Best Practices and Considerations

Implementing tenancy middleware is a significant step towards building secure and scalable multi-tenant applications. However, there are several best practices and considerations to keep in mind to ensure a smooth and robust implementation.

  • Database Design: Your database schema should be designed with tenancy in mind. Common approaches include having a shared database with tenant-specific schemas, a shared database with tenant identifiers in each table, or separate databases for each tenant. Choose the approach that best fits your application's needs and scalability requirements.
  • Security: Always validate and sanitize any tenant-specific data to prevent injection attacks. Ensure that your JWTs are securely generated and stored, and that your secret key is kept confidential.
  • Performance: Be mindful of the performance implications of tenant filtering.
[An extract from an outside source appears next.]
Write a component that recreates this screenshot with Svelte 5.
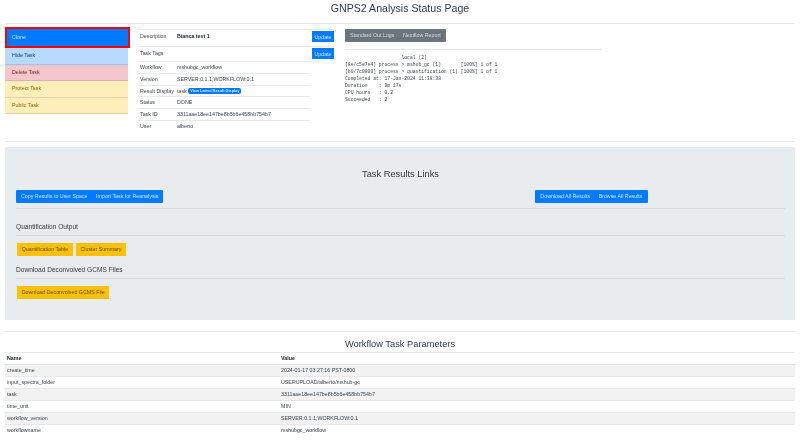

Ensure that your database queries are optimized and that you're using appropriate indexing strategies. Caching can also help reduce the load on your database.
  • Scalability: Consider how your tenancy middleware will scale as your application grows. If you anticipate a large number of tenants, you may need to explore techniques like connection pooling and database sharding.
  • Testing: Thoroughly test your tenancy middleware to ensure that data isolation is correctly enforced. Write unit tests, integration tests, and end-to-end tests to cover all aspects of your implementation.

Conclusion

Implementing tenancy middleware is a critical task for building secure and scalable multi-tenant applications. By following the steps outlined in this guide, you can enforce strict data isolation between tenants, ensuring the privacy and security of your users' data. Remember to consider the best practices and considerations discussed to build a robust and maintainable system.

We've covered a lot today, guys! From understanding the importance of tenancy middleware to walking through a step-by-step implementation and discussing best practices, you're now well-equipped to tackle this challenge in your own Django projects. Happy coding, and stay secure!